NEW DELHI: People from different walks of life on Thursday demanded the reopening of Ruchika Girhotra molestation case and lit candles at the historic Jantar Mantar to register their protest against the light sentence handed to the perpetrator, former Haryana police chief S P S Rathore.

“It is amply clear that Ruchika was facing threats from the Haryana Police on one side and severe stress and mental trauma due to the molestation,” said Kanan Jaswal, an activist of NGO Good Governance.

“We demand an inquiry into the case and circumstances which led to Ruchika committing suicide. There should be an inquiry into the role of other police officers who abetted her suicide. These officials needed to be booked along with Rathore for abetment of suicide,” he added.

A special Central Bureau of Investigation (CBI) court in Chandigarh had Monday held Rathore guilty of molesting 14-year-old Ruchika in Panchkula town Aug 12, 1990 and sentenced him to a six-month prison term. The budding tennis player had committed suicide three years after the incident.

Ravi Kant, an advocate and president of NGO Shakti Vahini, said Haryana Police officers, on Rathore’s orders, used legal and illegal means to intimidate Ruchika and her family.

“The Haryana Police had booked Ruchika’s brother in 11 cases. All the files relating to these cases need to be seized and examined to find out the people responsible for the criminal intimidation of Ruchika’s family,” he contended.

Kamal Kant Jaswal, a retired Indian Administrative Service (IAS) officer, called for a probe into how Rathore was promoted as director general of police inspite of facing such a severe charge of child abuse and abetment to suicide.

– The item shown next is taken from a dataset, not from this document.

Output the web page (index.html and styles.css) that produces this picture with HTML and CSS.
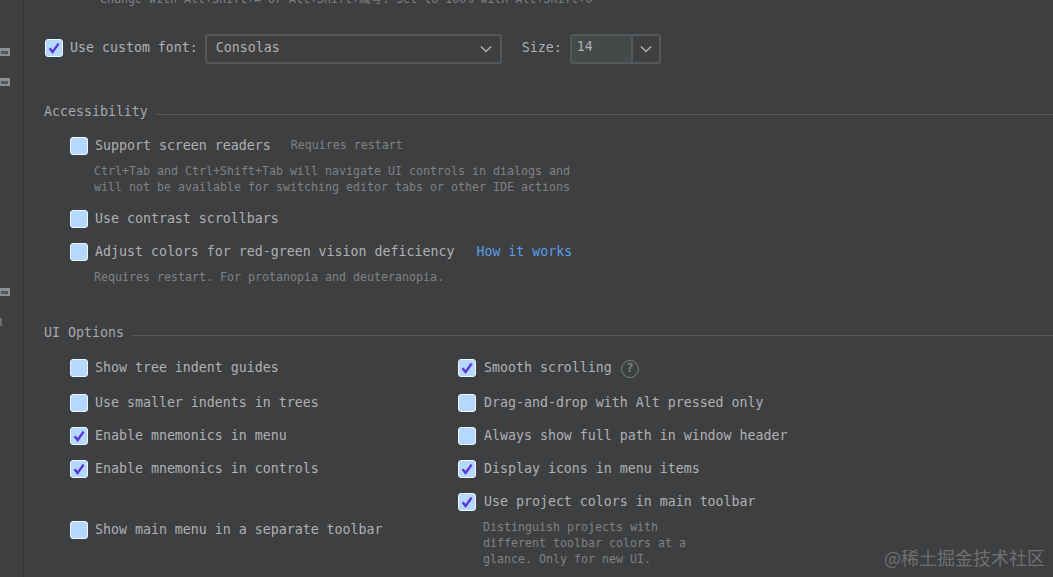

“After the allegations surfaced, Rathore was first promoted as special director general of police and then director general of police. The files relating to his promotion need to be examined,” Jaswal maintained.

The various groups with the same demands have also shot off letters to Law Minister M. Veerappa Molly while some people Thursday lit candles at the Jantar Mantar in the heart of the national capital.